• EXERCISE DIRECTIONS:
What is the number of lines containing the word "this"? Please answer with that number and nothing more.

• DATA PROVIDED:
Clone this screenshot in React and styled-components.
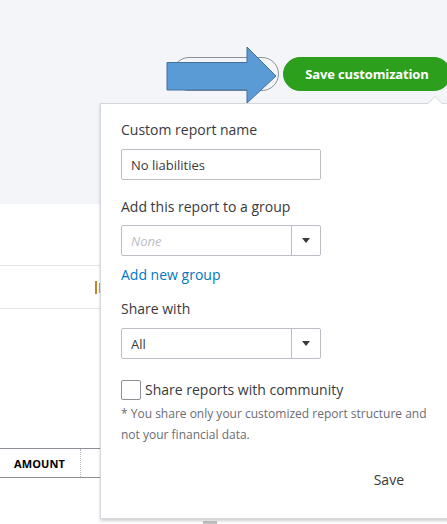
import React from "react";
import styled, { createGlobalStyle } from "styled-components";

const Global = createGlobalStyle`
  html, body { margin: 0; padding: 0; background: #fff; }
  body { font-family: "Open Sans", "Liberation Sans", sans-serif; color: #393a3d; }
  * { box-sizing: border-box; }
`;

const Page = styled.div`
  position: relative;
  width: 447px;
  height: 524px;
  overflow: hidden;
  background: #fff;
`;

const TopBand = styled.div`
  height: 204px;
  background: #f4f5f9;
  display: flex;
  justify-content: flex-end;
  align-items: flex-start;
  padding-top: 57px;
  margin-right: -4px;
`;

const ButtonRow = styled.div`
  display: flex;
  gap: 4px;
`;

const Pill = styled.button`
  height: 34px;
  border-radius: 17px;
  font-family: inherit;
  font-size: 13px;
  font-weight: 700;
  letter-spacing: -0.15px;
  white-space: nowrap;
  padding: 0;
  cursor: pointer;
  border: 1px solid ${(p) => (p.$primary ? "#2ca01c" : "#8d9096")};
  background: ${(p) => (p.$primary ? "#2ca01c" : "transparent")};
  color: ${(p) => (p.$primary ? "#fff" : "#393a3d")};
  width: ${(p) => p.$w}px;
`;

const Row = styled.div`
  height: ${(p) => p.$h}px;
  border-bottom: ${(p) => (p.$line ? "1px solid #e3e5ea" : "none")};
  display: flex;
  align-items: center;
  padding-left: ${(p) => p.$pl || 0}px;
`;

const BrownMark = styled.span`
  font-size: 14px;
  color: #3d6d9a;
  border-left: 2px solid #c7832a;
  padding-left: 1px;
  line-height: 13px;
`;

const TableHead = styled.div`
  margin-top: 139px;
  height: 30px;
  border-top: 1px solid #8d9096;
  border-bottom: 1px solid #8d9096;
  display: flex;
  align-items: center;
`;

const HeadCell = styled.div`
  width: 81px;
  height: 100%;
  display: flex;
  align-items: center;
  padding-left: 14px;
  font-size: 11px;
  font-weight: 700;
  color: #000;
  border-right: 1px dotted #b5b8bd;
  letter-spacing: 0.1px;
`;

const Nub = styled.div`
  position: absolute;
  left: 203px;
  top: 521px;
  width: 14px;
  height: 3px;
  background: #c4c4c4;
`;

const Arrow = styled.svg`
  position: absolute;
  left: 166px;
  top: 46px;
`;

const Popover = styled.div`
  position: absolute;
  left: 100px;
  top: 103px;
  width: 352px;
  height: 416px;
  background: #fff;
  border: 1px solid #d4d7dc;
  box-shadow: 0 2px 3px rgba(0, 0, 0, 0.18);
  padding: 16px 0 0 20px;
  display: flex;
  flex-direction: column;
  align-items: flex-start;
`;

const Caret = styled.div`
  position: absolute;
  top: -8px;
  left: 326px;
  width: 0;
  height: 0;
  border-left: 8px solid transparent;
  border-right: 8px solid transparent;
  border-bottom: 8px solid #d4d7dc;
  &::after {
    content: "";
    position: absolute;
    left: -7px;
    top: 1px;
    border-left: 7px solid transparent;
    border-right: 7px solid transparent;
    border-bottom: 7px solid #fff;
  }
`;

const Label = styled.div`
  font-size: 14px;
  line-height: 20px;
  color: #393a3d;
  margin-top: ${(p) => p.$mt || 0}px;
`;

const Field = styled.div`
  margin-top: ${(p) => p.$mt || 0}px;
  width: 200px;
  height: 31px;
  border: 1px solid #babec5;
  border-radius: 2px;
  display: flex;
  align-items: center;
  font-size: 13px;
  color: ${(p) => (p.$placeholder ? "#babec5" : "#393a3d")};
  font-style: ${(p) => (p.$placeholder ? "italic" : "normal")};
`;

const FieldText = styled.div`
  flex: 1;
  padding-left: 9px;
`;

const DropButton = styled.div`
  width: 29px;
  height: 100%;
  border-left: 1px solid #babec5;
  display: flex;
  align-items: center;
  justify-content: center;
  &::before {
    content: "";
    border-left: 4.5px solid transparent;
    border-right: 4.5px solid transparent;
    border-top: 5px solid #393a3d;
  }
`;

const Link = styled.a`
  margin-top: ${(p) => p.$mt || 0}px;
  font-size: 14px;
  line-height: 20px;
  color: #0077c5;
  text-decoration: none;
`;

const CheckRow = styled.label`
  margin-top: 21px;
  display: flex;
  align-items: center;
  gap: 4px;
  font-size: 14px;
  font-weight: 500;
  color: #393a3d;
  line-height: 20px;
`;

const Box = styled.span`
  width: 20px;
  height: 20px;
  border: 1px solid #8d9096;
  border-radius: 2px;
  background: #fff;
`;

const Note = styled.p`
  margin: 3px 0 0;
  width: 312px;
  font-size: 12px;
  line-height: 21px;
  color: #6b6c72;
`;

const Footer = styled.div`
  margin-top: 25px;
  width: 283px;
  display: flex;
  justify-content: flex-end;
`;

const SaveLink = styled.span`
  font-size: 14px;
  line-height: 20px;
  font-weight: 500;
  color: #393a3d;
`;

export default function App() {
  return (
    <>
      <Global />
      <Page>
        <TopBand>
          <ButtonRow>
            <Pill $w={107} />
            <Pill $primary $w={168}>Save customization</Pill>
          </ButtonRow>
        </TopBand>
        <Row $h={62} $line />
        <Row $h={43} $line $pl={95}>
          <BrownMark>E</BrownMark>
        </Row>
        <TableHead>
          <HeadCell>AMOUNT</HeadCell>
        </TableHead>
        <Nub />

        <Popover>
          <Caret />
          <Label>Custom report name</Label>
          <Field $mt={9}>
            <FieldText>No liabilities</FieldText>
          </Field>
          <Label $mt={17}>Add this report to a group</Label>
          <Field $mt={8} $placeholder>
            <FieldText>None</FieldText>
            <DropButton />
          </Field>
          <Link $mt={9} href="#">Add new group</Link>
          <Label $mt={14}>Share with</Label>
          <Field $mt={9}>
            <FieldText>All</FieldText>
            <DropButton />
          </Field>
          <CheckRow>
            <Box />
            Share reports with community
          </CheckRow>
          <Note>* You share only your customized report structure and not your financial data.</Note>
          <Footer>
            <SaveLink>Save</SaveLink>
          </Footer>
        </Popover>

        <Arrow width="114" height="60" viewBox="0 0 114 60">
          <polygon
            points="1,16.5 81,16.5 81,1 110,30 81,57 81,44 1,44"
            fill="#5b9bd5"
            stroke="#41719c"
            strokeWidth="1"
          />
        </Arrow>
      </Page>
    </>
  );
}
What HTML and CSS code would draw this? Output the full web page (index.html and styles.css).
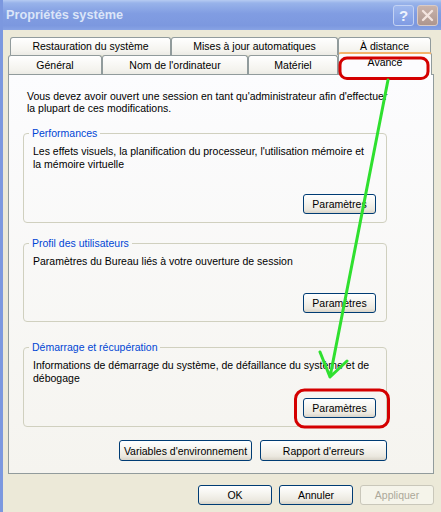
FILE: index.html
```html
<!DOCTYPE html>
<html lang="fr">
<head>
    <meta charset="UTF-8">
    <meta name="viewport" content="width=device-width, initial-scale=1.0">
    <title>Propriétés système</title>
    <link rel="stylesheet" href="styles.css">
</head>
<body>
    <div class="screen">
        <div class="window">
            <div class="titlebar">
                <span class="title">Propriétés système</span>
                <div class="title-buttons">
                    <span class="tbtn help">?</span>
                    <span class="tbtn close">
                        <svg width="13" height="13" viewBox="0 0 13 13">
                            <path d="M2 2 L11 11 M11 2 L2 11" stroke="#f3e4df" stroke-width="2.4" stroke-linecap="round"/>
                        </svg>
                    </span>
                </div>
            </div>

            <div class="client">
                <div class="tabs">
                    <div class="tab-row back">
                        <div class="tab w161">Restauration du système</div>
                        <div class="tab w167">Mises à jour automatiques</div>
                        <div class="tab w93">À distance</div>
                    </div>
                    <div class="tab-row front">
                        <div class="tab w94">Général</div>
                        <div class="tab w146">Nom de l'ordinateur</div>
                        <div class="tab w90">Matériel</div>
                        <div class="tab w94 selected">Avancé</div>
                    </div>
                </div>

                <div class="panel">
                    <p class="intro">Vous devez avoir ouvert une session en tant qu'administrateur afin d'effectuer<br>la plupart de ces modifications.</p>

                    <fieldset class="group">
                        <legend>Performances</legend>
                        <div class="group-body h69">
                            <p>Les effets visuels, la planification du processeur, l'utilisation mémoire et<br>la mémoire virtuelle</p>
                            <div class="group-actions"><button class="btn">Paramètres</button></div>
                        </div>
                    </fieldset>

                    <fieldset class="group gap14">
                        <legend>Profil des utilisateurs</legend>
                        <div class="group-body h58">
                            <p>Paramètres du Bureau liés à votre ouverture de session</p>
                            <div class="group-actions"><button class="btn">Paramètres</button></div>
                        </div>
                    </fieldset>

                    <fieldset class="group gap19">
                        <legend>Démarrage et récupération</legend>
                        <div class="group-body h59">
                            <p>Informations de démarrage du système, de défaillance du système et de<br>débogage</p>
                            <div class="group-actions"><button class="btn">Paramètres</button></div>
                        </div>
                    </fieldset>

                    <div class="panel-actions">
                        <button class="btn w133">Variables d'environnement</button>
                        <button class="btn w127">Rapport d'erreurs</button>
                    </div>
                </div>

                <div class="dialog-actions">
                    <button class="btn dlg">OK</button>
                    <button class="btn dlg">Annuler</button>
                    <button class="btn dlg" disabled>Appliquer</button>
                </div>
            </div>
        </div>

        <!-- annotations drawn over the screenshot -->
        <svg class="marks" width="441" height="512" viewBox="0 0 441 512">
            <rect x="340" y="58" width="88" height="20.5" rx="7" fill="none" stroke="#d40000" stroke-width="3"/>
            <rect x="295.5" y="390" width="93" height="37" rx="9" fill="none" stroke="#d40000" stroke-width="3"/>
            <path d="M388 80 L330 377 M320 352 L330 377 L347 361" fill="none" stroke="#2fe02f" stroke-width="3" stroke-linecap="round" stroke-linejoin="round"/>
        </svg>
    </div>
</body>
</html>
```

FILE: styles.css
```css
html, body {
    margin: 0;
    padding: 0;
    overflow: hidden;
}
body {
    background-color: #ece9d8;
    font-family: "Liberation Sans", Arial, sans-serif;
    font-size: 10.5px;
    color: #000000;
}
.screen {
    position: relative;
    width: 441px;
    height: 512px;
    overflow: hidden;
}
.window {
    width: 441px;
    height: 512px;
    box-sizing: border-box;
    border-left: 3px solid #7c98df;
    background-color: #ece9d8;
}
.titlebar {
    height: 30px;
    display: flex;
    align-items: center;
    justify-content: space-between;
    padding: 0 3px 0 3px;
    background: linear-gradient(180deg, #b6cbf2 0px, #98b3ea 3px, #819de2 45%, #7c98df 85%, #88a3e4 100%);
}
.title {
    font-weight: bold;
    font-size: 12.7px;
    color: #dbe5f8;
    padding-bottom: 1px;
}
.title-buttons {
    display: flex;
    gap: 3px;
}
.tbtn {
    width: 21px;
    height: 21px;
    box-sizing: border-box;
    border: 1px solid #c3d2f3;
    border-radius: 3px;
    display: flex;
    align-items: center;
    justify-content: center;
}
.help {
    background: linear-gradient(180deg, #9fb8ee, #7f9be3);
    color: #eef3fd;
    font-weight: bold;
    font-size: 15px;
}
.close {
    background: linear-gradient(180deg, #c9b3ab, #ad968f);
    border-color: #d9cbc6;
}

.client {
    padding: 7px 0 0 5px;
}
.tabs {
    display: flex;
    flex-direction: column;
}
.tab-row {
    display: flex;
    align-items: flex-end;
    height: 18px;
}
.tab-row.back {
    margin-left: 2px;
}
.tab-row.front {
    height: 19px;
}
.tab {
    box-sizing: border-box;
    flex-shrink: 0;
    height: 18px;
    border: 1px solid #919b9c;
    border-bottom: none;
    border-radius: 3px 3px 0 0;
    background: linear-gradient(180deg, #ffffff, #f4f3ee 75%, #ecebe5);
    text-align: center;
    line-height: 17px;
}
.tab-row.front .tab {
    height: 19px;
    line-height: 18px;
}
.tab-row.front .tab.selected {
    height: 23px;
    margin-bottom: -1px;
    line-height: 17px;
    background: #fcfcfe;
    border-top: 2px solid #f4b46c;
    position: relative;
    z-index: 1;
}
.w161 { width: 161px; }
.w167 { width: 167px; }
.w93 { width: 93px; }
.w94 { width: 94px; }
.w146 { width: 146px; }
.w90 { width: 90px; }

.panel {
    box-sizing: border-box;
    width: 426px;
    height: 400px;
    border: 1px solid #919b9c;
    background: linear-gradient(180deg, #fcfcfe, #f5f4ef);
    padding: 15px 0 0 14px;
}
.intro {
    margin: 0 0 13px 4px;
    line-height: 12px;
}
.group {
    box-sizing: border-box;
    width: 364px;
    margin: 0;
    padding: 6px 10px 8px 9px;
    border: 1px solid #d0d0bf;
    border-radius: 4px;
}
.group.gap14 { margin-top: 14px; }
.group.gap19 { margin-top: 19px; }
.group legend {
    color: #0046d5;
    line-height: 12px;
    padding: 0 3px;
    margin-left: -4px;
}
.group-body {
    display: flex;
    flex-direction: column;
}
.group-body p {
    margin: 0;
    line-height: 13px;
}
.h69 { height: 69px; }
.h58 { height: 58px; }
.h59 { height: 59px; }
.group-actions {
    margin-top: auto;
    display: flex;
    justify-content: flex-end;
}

.btn {
    -webkit-appearance: none;
    appearance: none;
    box-sizing: border-box;
    width: 73px;
    height: 20px;
    padding: 0;
    border: 1px solid #003c74;
    border-radius: 3px;
    background: linear-gradient(180deg, #ffffff, #f6f5f0 40%, #ebe8df 80%, #d8d3c8);
    font-family: "Liberation Sans", Arial, sans-serif;
    font-size: 10.5px;
    color: #000000;
}
.btn:disabled {
    border-color: #c9c7ba;
    background: #f5f4ea;
    color: #aca899;
}
.panel-actions {
    width: 364px;
    margin-top: 13px;
    display: flex;
    justify-content: flex-end;
    gap: 8px;
}
.panel-actions .btn {
    height: 21px;
}
.w133 { width: 133px; }
.w127 { width: 127px; }

.dialog-actions {
    width: 426px;
    margin-top: 11px;
    display: flex;
    justify-content: flex-end;
    gap: 7px;
}
.btn.dlg {
    width: 74px;
}

.marks {
    position: absolute;
    left: 0;
    top: 0;
    z-index: 2;
    pointer-events: none;
}
```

• WRITTEN RESPONSE:
3